Pour ma part, je n’en demanderai pas. Je suis partie-civile pour comprendre et faire que la vérité soit dite dans une affaire où, en dépit de toute présomption d’innocence, il fut publiquement fait un procès à charge contre deux élus, malheureusement décédés deux et quatre ans plus tard, sans même avoir pu exposer leur vérité dans un procès digne de ce nom.
De plus, je suis très étonné que l’article se cantonne à des bribes de propos issus de la courte ordonnance de renvoi en correctionnel de la juge d’instruction.
Je rappelle que la justice a effectué un travail d’instruction très conséquent et qu’un livre a été publié par mes soins, pour rendre compréhensible une affaire publique aux citoyens intéressés. Cette analyse approfondie reprend notamment de nombreux faits mis à jour par les enquêteurs. Je doute fort que vos lecteurs soient réellement informés par un article qui reprend la thèse du « bouc émissaire », instituée par le maire de Brest dès la première conférence de presse et qui fit de monsieur Masson le grand coupable et de monsieur Cuillandre, un élu en dehors du système.
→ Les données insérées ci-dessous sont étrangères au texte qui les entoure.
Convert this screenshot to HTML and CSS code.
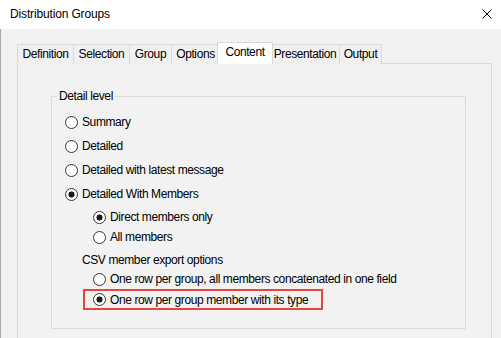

Cette thèse est très largement contredite par les faits et les témoignages des élus victimes, recueillis par la police.
Enfin, il est écrit dans l’article que les 4 000 € non remboursés par monsieur Cuillandre seraient un « prêt consenti pour les besoins d’installation professionnelle de son fils ». Cette affirmation est très surprenante. Elle est justement contredite par la juge dans l’ordonnance citée, comme la construction d’un argumentaire pour justifier des sommes perçues, en contradiction avec les constatations faites par la police judiciaire. Pourquoi colporter des faits réputés faux ? (NDLR, il s’agit bien d’éléments figurant dans l’ordonnance de renvoi devant le tribunal correctionnel).
Pour conclure, je regrette que l’article n’ai pas pris le soin de croiser des opinions divergentes sur cette affaire, issues de documents aujourd’hui publics.»